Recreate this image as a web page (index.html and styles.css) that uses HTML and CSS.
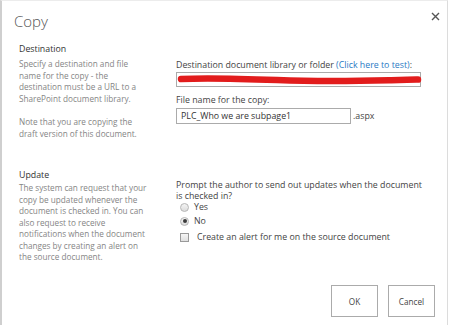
FILE: index.html
```html
<!DOCTYPE html>
<html lang="en">
<head>
<meta charset="utf-8">
<title>Copy</title>
<link rel="stylesheet" href="styles.css">
</head>
<body>
<div class="dialog">
  <header class="titlebar">
    <h1 class="title">Copy</h1>
    <span class="close" aria-label="Close">
      <svg width="9" height="9" viewBox="0 0 9 9"><path d="M1 1L8 8M8 1L1 8" stroke="#555" stroke-width="1.4" fill="none"/></svg>
    </span>
  </header>
  <main class="content">
    <section class="row">
      <div class="left">
        <h2 class="heading">Destination</h2>
        <p class="desc">Specify a destination and file name for the copy - the destination must be a URL to a SharePoint document library.</p>
        <p class="desc note">Note that you are copying the draft version of this document.</p>
      </div>
      <div class="right">
        <div class="label">Destination document library or folder <span class="link">(Click here to test)</span>:</div>
        <div class="field url">
          <svg class="scribble" width="246" height="13" viewBox="0 0 246 13"><path d="M4 6 C 30 4.5, 60 5.5, 100 7 C 140 8.5, 180 8, 212 7.2 C 226 6.8, 236 6.5, 241 6.6" stroke="#e21c1c" stroke-width="6.5" stroke-linecap="round" fill="none"/></svg>
        </div>
        <div class="label file-label">File name for the copy:</div>
        <div class="fileline">
          <div class="field name">PLC_Who we are subpage1</div>
          <span class="ext">.aspx</span>
        </div>
      </div>
    </section>
    <section class="row update">
      <div class="left">
        <h2 class="heading">Update</h2>
        <p class="desc">The system can request that your copy be updated whenever the document is checked in. You can also request to receive notifications when the document changes by creating an alert on the source document.</p>
      </div>
      <div class="right right-update">
        <div class="label prompt">Prompt the author to send out updates when the document is checked in?</div>
        <div class="options">
          <div class="option"><span class="radio"></span><span>Yes</span></div>
          <div class="option"><span class="radio checked"></span><span>No</span></div>
          <div class="option alert"><span class="checkbox"></span><span>Create an alert for me on the source document</span></div>
        </div>
      </div>
    </section>
  </main>
  <footer class="buttons">
    <span class="btn">OK</span>
    <span class="btn">Cancel</span>
  </footer>
</div>
</body>
</html>
```
FILE: styles.css
```css
html, body {
  margin: 0;
  padding: 0;
  background: #fff;
}
body {
  font-family: "Open Sans", "Noto Sans", sans-serif;
  width: 450px;
  height: 325px;
  overflow: hidden;
}
.dialog {
  box-sizing: border-box;
  width: 448px;
  height: 325px;
  border-left: 2px solid #cfcfcf;
  border-top: 1px solid #ececec;
  border-right: 1px solid #dcdcdc;
  display: flex;
  flex-direction: column;
}
.titlebar {
  display: flex;
  justify-content: space-between;
  align-items: flex-start;
  padding: 10px 7px 0 12px;
}
.title {
  margin: 0;
  font-size: 15px;
  line-height: 20px;
  font-weight: 300;
  color: #555;
}
.close {
  display: block;
  margin-top: 1px;
  width: 9px;
  height: 9px;
  line-height: 0;
}
.content {
  padding: 11px 0 0 17px;
}
.row {
  display: flex;
}
.row.update {
  margin-top: 29px;
}
.left {
  width: 132px;
  margin-right: 25px;
}
.heading {
  margin: 0;
  font-size: 8.8px;
  line-height: 14px;
  font-weight: 400;
  color: #333;
}
.desc {
  margin: 2px 0 0;
  font-size: 8.2px;
  line-height: 11.5px;
  color: #858585;
}
.update .desc {
  margin-top: 0;
}
.desc.note {
  margin-top: 12px;
}
.right {
  padding-top: 17px;
  width: 250px;
}
.right-update {
  padding-top: 12px;
}
.label {
  font-size: 8.8px;
  line-height: 12px;
  color: #444;
}
.link {
  color: #2a7ac4;
}
.field {
  box-sizing: border-box;
  border: 1px solid #ababab;
  background: #fff;
}
.field.url {
  margin-top: 1px;
  width: 245px;
  height: 15px;
  position: relative;
}
.scribble {
  position: absolute;
  left: 0;
  top: 0;
}
.file-label {
  margin-top: 7px;
}
.fileline {
  display: flex;
  align-items: center;
  margin-top: 2px;
}
.field.name {
  width: 175px;
  height: 16px;
  font-size: 8.8px;
  line-height: 14px;
  padding-left: 4px;
  color: #333;
}
.ext {
  margin-left: 2px;
  font-size: 8.8px;
  color: #444;
}
.prompt {
  line-height: 11px;
}
.options {
  margin-top: -2px;
}
.option {
  display: flex;
  align-items: center;
  gap: 5px;
  height: 14px;
  font-size: 8.8px;
  color: #444;
  padding-left: 4px;
}
.option.alert {
  margin-top: 2px;
}
.radio {
  box-sizing: border-box;
  width: 9px;
  height: 9px;
  border-radius: 50%;
  border: 1px solid #b5b5b5;
  background: linear-gradient(#f4f4f4, #dcdcdc);
  position: relative;
}
.radio.checked::after {
  content: "";
  position: absolute;
  left: 1.5px;
  top: 1.5px;
  width: 4px;
  height: 4px;
  border-radius: 50%;
  background: #3a3a3a;
}
.checkbox {
  box-sizing: border-box;
  width: 9px;
  height: 9px;
  border: 1px solid #9a9a9a;
  background: linear-gradient(#f6f6f6, #e0e0e0);
  margin-right: 3px;
}
.buttons {
  margin-top: auto;
  display: flex;
  justify-content: flex-end;
  gap: 10px;
  padding: 0 12px 8px 0;
}
.btn {
  box-sizing: border-box;
  width: 47px;
  height: 32px;
  border: 1px solid #ababab;
  display: flex;
  align-items: center;
  justify-content: center;
  font-size: 8.2px;
  color: #444;
  background: #fff;
}
```
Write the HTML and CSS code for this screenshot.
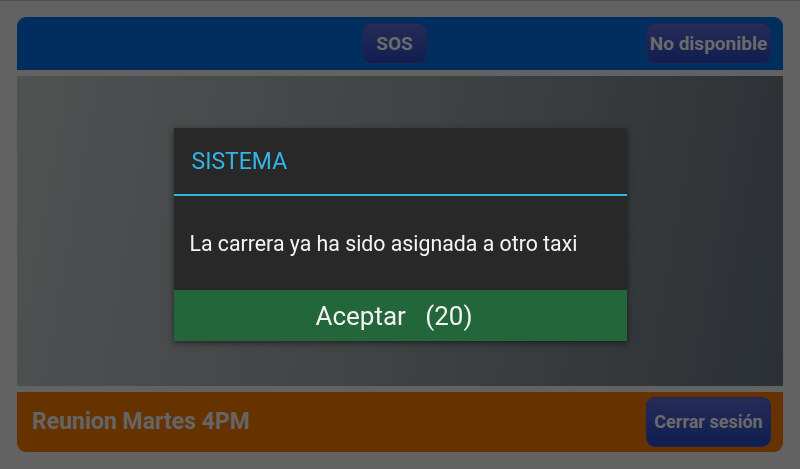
·····
YOUR INSTRUCTIONS:
Every line of the data above should be quoted exactly. Omit the pictures.

SOLUTION TO THE EXERCISE:
Recreate this image as a web page (index.html and styles.css) that uses HTML and CSS.
FILE: index.html
```html
<!DOCTYPE html>
<html lang="en">
<head>
<meta charset="utf-8">
<title>Copy</title>
<link rel="stylesheet" href="styles.css">
</head>
<body>
<div class="dialog">
  <header class="titlebar">
    <h1 class="title">Copy</h1>
    <span class="close" aria-label="Close">
      <svg width="9" height="9" viewBox="0 0 9 9"><path d="M1 1L8 8M8 1L1 8" stroke="#555" stroke-width="1.4" fill="none"/></svg>
    </span>
  </header>
  <main class="content">
    <section class="row">
      <div class="left">
        <h2 class="heading">Destination</h2>
        <p class="desc">Specify a destination and file name for the copy - the destination must be a URL to a SharePoint document library.</p>
        <p class="desc note">Note that you are copying the draft version of this document.</p>
      </div>
      <div class="right">
        <div class="label">Destination document library or folder <span class="link">(Click here to test)</span>:</div>
        <div class="field url">
          <svg class="scribble" width="246" height="13" viewBox="0 0 246 13"><path d="M4 6 C 30 4.5, 60 5.5, 100 7 C 140 8.5, 180 8, 212 7.2 C 226 6.8, 236 6.5, 241 6.6" stroke="#e21c1c" stroke-width="6.5" stroke-linecap="round" fill="none"/></svg>
        </div>
        <div class="label file-label">File name for the copy:</div>
        <div class="fileline">
          <div class="field name">PLC_Who we are subpage1</div>
          <span class="ext">.aspx</span>
        </div>
      </div>
    </section>
    <section class="row update">
      <div class="left">
        <h2 class="heading">Update</h2>
        <p class="desc">The system can request that your copy be updated whenever the document is checked in. You can also request to receive notifications when the document changes by creating an alert on the source document.</p>
      </div>
      <div class="right right-update">
        <div class="label prompt">Prompt the author to send out updates when the document is checked in?</div>
        <div class="options">
          <div class="option"><span class="radio"></span><span>Yes</span></div>
          <div class="option"><span class="radio checked"></span><span>No</span></div>
          <div class="option alert"><span class="checkbox"></span><span>Create an alert for me on the source document</span></div>
        </div>
      </div>
    </section>
  </main>
  <footer class="buttons">
    <span class="btn">OK</span>
    <span class="btn">Cancel</span>
  </footer>
</div>
</body>
</html>
```
FILE: styles.css
```css
html, body {
  margin: 0;
  padding: 0;
  background: #fff;
}
body {
  font-family: "Open Sans", "Noto Sans", sans-serif;
  width: 450px;
  height: 325px;
  overflow: hidden;
}
.dialog {
  box-sizing: border-box;
  width: 448px;
  height: 325px;
  border-left: 2px solid #cfcfcf;
  border-top: 1px solid #ececec;
  border-right: 1px solid #dcdcdc;
  display: flex;
  flex-direction: column;
}
.titlebar {
  display: flex;
  justify-content: space-between;
  align-items: flex-start;
  padding: 10px 7px 0 12px;
}
.title {
  margin: 0;
  font-size: 15px;
  line-height: 20px;
  font-weight: 300;
  color: #555;
}
.close {
  display: block;
  margin-top: 1px;
  width: 9px;
  height: 9px;
  line-height: 0;
}
.content {
  padding: 11px 0 0 17px;
}
.row {
  display: flex;
}
.row.update {
  margin-top: 29px;
}
.left {
  width: 132px;
  margin-right: 25px;
}
.heading {
  margin: 0;
  font-size: 8.8px;
  line-height: 14px;
  font-weight: 400;
  color: #333;
}
.desc {
  margin: 2px 0 0;
  font-size: 8.2px;
  line-height: 11.5px;
  color: #858585;
}
.update .desc {
  margin-top: 0;
}
.desc.note {
  margin-top: 12px;
}
.right {
  padding-top: 17px;
  width: 250px;
}
.right-update {
  padding-top: 12px;
}
.label {
  font-size: 8.8px;
  line-height: 12px;
  color: #444;
}
.link {
  color: #2a7ac4;
}
.field {
  box-sizing: border-box;
  border: 1px solid #ababab;
  background: #fff;
}
.field.url {
  margin-top: 1px;
  width: 245px;
  height: 15px;
  position: relative;
}
.scribble {
  position: absolute;
  left: 0;
  top: 0;
}
.file-label {
  margin-top: 7px;
}
.fileline {
  display: flex;
  align-items: center;
  margin-top: 2px;
}
.field.name {
  width: 175px;
  height: 16px;
  font-size: 8.8px;
  line-height: 14px;
  padding-left: 4px;
  color: #333;
}
.ext {
  margin-left: 2px;
  font-size: 8.8px;
  color: #444;
}
.prompt {
  line-height: 11px;
}
.options {
  margin-top: -2px;
}
.option {
  display: flex;
  align-items: center;
  gap: 5px;
  height: 14px;
  font-size: 8.8px;
  color: #444;
  padding-left: 4px;
}
.option.alert {
  margin-top: 2px;
}
.radio {
  box-sizing: border-box;
  width: 9px;
  height: 9px;
  border-radius: 50%;
  border: 1px solid #b5b5b5;
  background: linear-gradient(#f4f4f4, #dcdcdc);
  position: relative;
}
.radio.checked::after {
  content: "";
  position: absolute;
  left: 1.5px;
  top: 1.5px;
  width: 4px;
  height: 4px;
  border-radius: 50%;
  background: #3a3a3a;
}
.checkbox {
  box-sizing: border-box;
  width: 9px;
  height: 9px;
  border: 1px solid #9a9a9a;
  background: linear-gradient(#f6f6f6, #e0e0e0);
  margin-right: 3px;
}
.buttons {
  margin-top: auto;
  display: flex;
  justify-content: flex-end;
  gap: 10px;
  padding: 0 12px 8px 0;
}
.btn {
  box-sizing: border-box;
  width: 47px;
  height: 32px;
  border: 1px solid #ababab;
  display: flex;
  align-items: center;
  justify-content: center;
  font-size: 8.2px;
  color: #444;
  background: #fff;
}
```
Write the HTML and CSS code for this screenshot.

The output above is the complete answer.